Neste artigo, detalhamos um pouco mais sobre cada tema relacionado na Tabela 1 e respectivos indicadores, para que possam ser entendidos tanto o motivo da escolha, quanto a importância desses assuntos. Obviamente que a gestão relacionada a ESG pode partir de uma análise mais ampla de públicos, interesses e objetivos, resultando em uma maior quantidade de temas e indicadores do que os elencados aqui. No entanto, o objetivo não é fazer uma análise exaustiva, mas um resumo para se ter em mente quando se avalia o valor de uma empresa desse setor a curto, médio e longo prazo.
1) MEIO AMBIENTE
> Gestão energética
As empresas do setor de utilidades e serviços de água consomem quantidades significativas de energia para a retirada, transporte, tratamento e distribuição de água potável e descarte de efluentes. Normalmente, o maior custo operacional de uma empresa depois dos custos operacionais de água, produtos químicos, mão de obra e serviços públicos adquiridos, é o uso de energia.

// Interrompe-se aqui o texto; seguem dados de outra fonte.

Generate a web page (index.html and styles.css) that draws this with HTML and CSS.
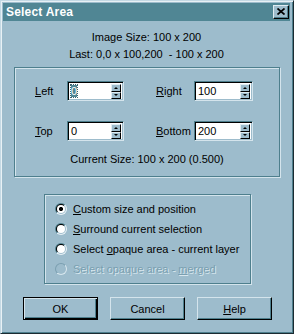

A eletricidade da rede adquirida é o insumo energético mais comum. Em locais mais remotos, as empresas podem utilizar a geração local para alimentar equipamentos. A utilização ineficiente da eletricidade cria externalidades ambientais, tais como o aumento das emissões de gases com efeito de estufa de escopo 2. As regulamentações ambientais podem afetar o futuro mix energético da rede, resultando em aumentos de preços.
Além disso, espera-se que as alterações climáticas tenham impacto na confiabilidade da rede e afetem a disponibilidade de recursos hídricos. Como resultado, a intensidade energética dos serviços de abastecimento de água poderá aumentar no futuro, à medida que o acesso aos recursos hídricos se tornar mais difícil. Os tratamentos da água visando fontes alternativas, como a reciclagem e a dessalinização, também podem exigir mais energia. Juntamente com as decisões sobre a utilização de combustíveis alternativos, energias renováveis e produção local de eletricidade, a eficiência energética de uma empresa pode influenciar tanto no custo, como na confiabilidade do abastecimento energético e, consequentemente no fornecimento de água e serviços associados.
Indicadores essenciais para gestão e monitoramento desse tópico seriam:
(1) total de energia consumida; (2) porcentagem da eletricidade proveniente da rede; (3) porcentagem renovável.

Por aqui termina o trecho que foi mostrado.